We had Birthday Week around here, because Sophia had last week off from school (and for some reason I hadn’t written Winter Break down on my calendar…errrrgggg), so we hung out together and did lots of things, including lots of things she wanted to do. On Friday, her actual birthday, I asked what she wanted for dinner, provided it wasn’t Chicken Dinosaurs, because that’s not a food for a family dinner. She announced she wanted roasted chicken legs, baked potatoes, and asparagus. She didn’t eat much of it, but I was happy that she knows enough about our dinner requirements to ask for those things. She didn’t even seem to mind that I didn’t have cake for her for after dinner.
Which was fine, because on Saturday we had her birthday party at Bamboola (an indoor playground place, with an arcade, a kid-habitrail, dress-up area, make-up area, water play area) with friends from Kindergarten and friends from preschool, and she seemed to have a complete blast. Periodically one of the kids would stop by me and ask, “Where’s Sophia?” I’d shrug and say, “I think she went thataway.” We had pizza and ice cream cake and everyone seemed to go home very happy.
Today is her party at school, so in preparation I made cupcakes — yes, from scratch. Sophia helped me. Well, she helped me a) taste the cupcakes, b) frost the cupcakes, and, oh yes, c) taste the frosting. In pretty much that order too.

I wanted to try out my new cake decorating kit, which is why the chocolate frosting is in a swirl, whereas the pink frosting has been ladled on. I made pink, purple, and blue frosting for her to decorate with, and before I let her loose with the cupcakes I wrapped her in my cooking apron. I expected she’d slather each cupcake with tons of frosting (see “frosting: tasting of,” above), but instead she’d put a reasonable amount on a cupcake and pronounce it done. She was so excited that her friends were going to get to have her cupcakes at school.
She’s writing (a lot — I gave her her own journal and she writes sentences in it), she’s painting, she can’t wait for us to assemble her birthday bike so she can ride around. (The front fork of the bike we bought at Target is too narrow, so I couldn’t put it together. We have to take the whole thing back. I said, “Hon, can we go to REI and buy one that’s already made?”) Most of the time she’s a great friend and playmate to her little brother, who thinks the world of her. Her kindergarten teacher says that not only is she very bright, but she’s one of the nicest kids in the class, friends with everyone. In fact, the teacher often pairs her with one of the kids who’s the most difficult to get along with, because Sophia deals with him just fine.

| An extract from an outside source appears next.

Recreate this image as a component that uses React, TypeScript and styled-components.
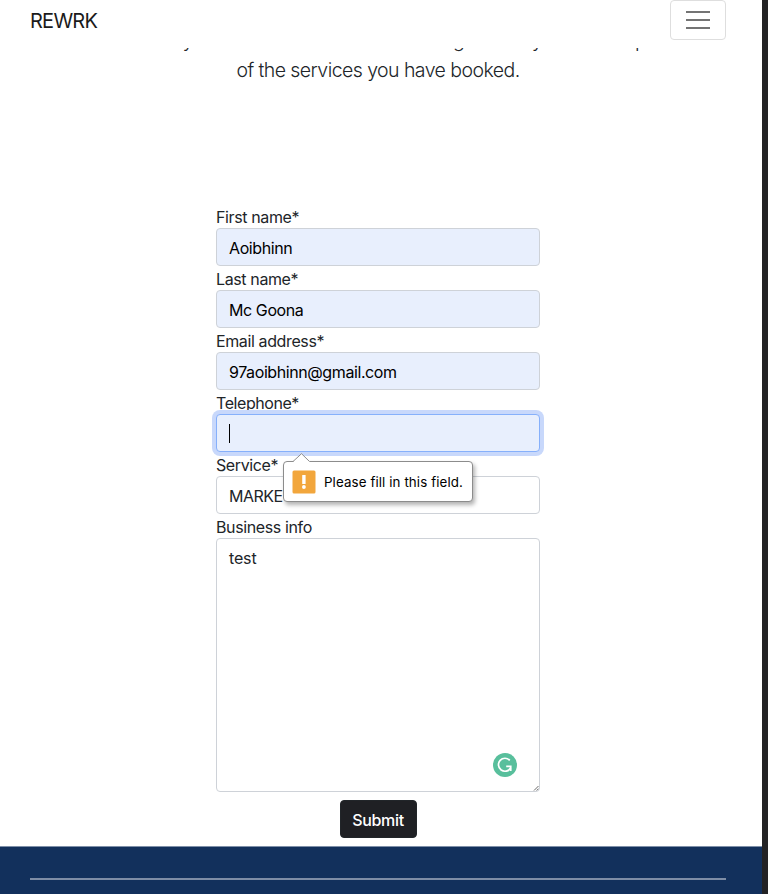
import React from 'react';
import styled, { createGlobalStyle } from 'styled-components';

const GlobalStyle = createGlobalStyle`
  *, *::before, *::after { box-sizing: border-box; }
  body {
    margin: 0;
    background: #fff;
    color: #212529;
    font: 400 16px/24px Inter, "Liberation Sans", sans-serif;
    overflow: hidden;
  }
`;

const Window = styled.div`
  display: flex;
  height: 894px;
  background: #232325;
  overflow: hidden;
`;

const Page = styled.div`
  width: 762px;
  height: 894px;
  display: flex;
  flex-direction: column;
  background: #fff;
  overflow: hidden;
`;

const Navbar = styled.header`
  height: 48px;
  flex: none;
  display: flex;
  align-items: flex-start;
  justify-content: space-between;
  padding: 0 36px 0 30px;
`;

const Text = styled.span<{ $track?: number }>`
  display: inline-block;
  white-space: pre;
  letter-spacing: ${(p) => p.$track ?? 0}px;
`;

const Brand = styled.a`
  font-size: 20px;
  line-height: 30px;
  padding-top: 6px;
  color: #1b1b1b;
`;

const Toggler = styled.button`
  width: 56px;
  height: 40px;
  padding: 0;
  border: 1px solid #dedede;
  border-radius: 4px;
  background: #fff;
  display: grid;
  place-items: center;
`;

const Intro = styled.section`
  height: 156px;
  flex: none;
  overflow: hidden;
  font-size: 19.5px;
  font-weight: 300;
  line-height: 30px;
`;

const IntroText = styled.p`
  margin: -23px 0 0;
  padding-right: 6px;
  text-align: center;
`;

const PassingLine = styled.span`
  display: flex;
  padding-left: 121px;
  height: 30px;
`;

const Phrase = styled.span<{ $w: number }>`
  width: ${(p) => p.$w}px;
  flex: none;
  text-align: left;
  white-space: nowrap;
`;

const Form = styled.form`
  width: 324px;
  flex: none;
  margin-left: 216px;
  display: flex;
  flex-direction: column;
`;

const Field = styled.div`
  position: relative;
  display: flex;
  flex-direction: column;
`;

const Label = styled.label`
  height: 24px;
  line-height: 26px;
`;

const Control = styled.div<{ $filled?: boolean; $focus?: boolean; $tall?: boolean }>`
  height: ${(p) => (p.$tall ? 254 : 38)}px;
  padding: 7px 12px;
  border: 1px solid ${(p) => (p.$focus ? '#86b0fb' : '#ced2d8')};
  border-radius: 4px;
  background: ${(p) => (p.$filled ? '#e8effd' : '#fff')};
  color: ${(p) => (p.$filled ? '#000' : '#212529')};
  box-shadow: ${(p) => (p.$focus ? '0 0 0 4px #c8d8fb' : 'none')};
  position: relative;
`;

const Caret = styled.span`
  display: block;
  width: 1px;
  height: 19px;
  margin-top: 2px;
  background: #000;
`;

const Grammar = styled.svg`
  position: absolute;
  right: 22px;
  bottom: 14px;
`;

const Grip = styled.svg`
  position: absolute;
  right: 0;
  bottom: 0;
`;

const Tooltip = styled.div`
  position: absolute;
  z-index: 2;
  left: 67px;
  top: 71px;
  width: 190px;
  height: 41px;
  padding-left: 8px;
  display: flex;
  align-items: center;
  gap: 8px;
  border: 1px solid #8c8c8c;
  border-radius: 4px;
  background: #fff;
  box-shadow: 2px 3px 4px rgba(0, 0, 0, 0.3);
  color: #000;
  font-size: 13.33px;
`;

const Pointer = styled.svg`
  position: absolute;
  left: 9px;
  top: -9px;
`;

const Submit = styled.button`
  align-self: center;
  width: 77px;
  height: 38px;
  margin: 8px 0;
  padding: 1px 0 0;
  border: 1px solid #212529;
  border-radius: 4px;
  background: #1f2024;
  color: #fff;
  font: 500 16px/24px Inter, sans-serif;
`;

const Footer = styled.footer`
  flex: 1;
  background: #12305c;
  border-top: 1px solid #7e8fa8;
  padding: 31px 36px 0 30px;
`;

const Divider = styled.div`
  height: 2px;
  background: #7e8da6;
`;

const filledFields = [
  { label: 'First name*', value: 'Aoibhinn' },
  { label: 'Last name*', value: 'Mc Goona' },
  { label: 'Email address*', value: '97aoibhinn@gmail.com' },
];

export default function App() {
  return (
    <>
      <GlobalStyle />
      <Window>
        <Page>
          <Navbar>
            <Brand><Text $track={-0.75}>REWRK</Text></Brand>
            <Toggler aria-label="Menu">
              <svg width="24" height="20" viewBox="0 0 24 20" fill="#747474">
                <path d="M0 1h24v2H0zM0 9h24v2H0zM0 17h24v2H0z" />
              </svg>
            </Toggler>
          </Navbar>
          <Intro>
            <IntroText>
              <PassingLine>
                <Phrase $w={332}>Thank you for the call</Phrase>
                <Phrase $w={79}>get</Phrase>
                <Phrase $w={103}>your</Phrase>
                <Phrase $w={60}>pack</Phrase>
              </PassingLine>
              <Text $track={-0.56}>of the services you have booked.</Text>
            </IntroText>
          </Intro>
          <Form>
            {filledFields.map((f) => (
              <Field key={f.label}>
                <Label><Text $track={-0.38}>{f.label}</Text></Label>
                <Control $filled><Text $track={-0.41}>{f.value}</Text></Control>
              </Field>
            ))}
            <Field>
              <Label><Text $track={-0.43}>Telephone*</Text></Label>
              <Control $filled $focus><Caret /></Control>
              <Tooltip role="alert">
                <Pointer width="18" height="10" viewBox="0 0 18 10">
                  <path d="M0 10V9L8.5 .7 17 9v1z" fill="#fff" />
                  <path d="M0 8.5 8.5.7l8 7.8" fill="none" stroke="#8c8c8c" />
                </Pointer>
                <svg width="24" height="24" viewBox="0 0 24 24">
                  <rect x=".5" y=".5" width="23" height="23" rx="1.5" fill="#f2a63c" />
                  <rect x="10.2" y="5" width="3.4" height="9" rx=".5" fill="#fff" />
                  <circle cx="11.9" cy="17" r="1.9" fill="#fff" />
                </svg>
                <Text $track={0.1}>Please fill in this field.</Text>
              </Tooltip>
            </Field>
            <Field>
              <Label><Text $track={-0.4}>Service*</Text></Label>
              <Control><Text $track={-0.5}>MARKETING</Text></Control>
            </Field>
            <Field>
              <Label><Text $track={-0.38}>Business info</Text></Label>
              <Control $tall>
                <Text $track={-0.15}>test</Text>
                <Grammar width="24" height="24" viewBox="0 0 24 24" fill="none" stroke="#fff">
                  <circle cx="12" cy="12" r="12" fill="#58bf9c" stroke="none" />
                  <path d="M16.8 7.4A6.5 6.5 0 1 0 17.6 15" strokeWidth="1.7" />
                  <path d="M13.2 13.4h4.5v4.6" strokeWidth="1.8" />
                </Grammar>
                <Grip width="6" height="6" viewBox="0 0 6 6" stroke="#444" strokeWidth=".8">
                  <path d="M1 5.5 5.5 1M3.7 5.5l1.8-1.8" />
                </Grip>
              </Control>
            </Field>
            <Submit type="button"><Text $track={-0.3}>Submit</Text></Submit>
          </Form>
          <Footer><Divider /></Footer>
        </Page>
      </Window>
    </>
  );
}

Currently, when she grows up, she wants to be a teacher and a mommy, and if you don’t think I’m seriously flattered by that, boy, do you have a lot to learn.
Six! My little girl is six! The years are so short. There are definitely times I wish my kids had a dial, so I could dial them back to when they were just little babies, to experience that once again, but since I can’t, I’m extraordinarily happy with the kids I have today. Even if one of them won’t smile for the camera.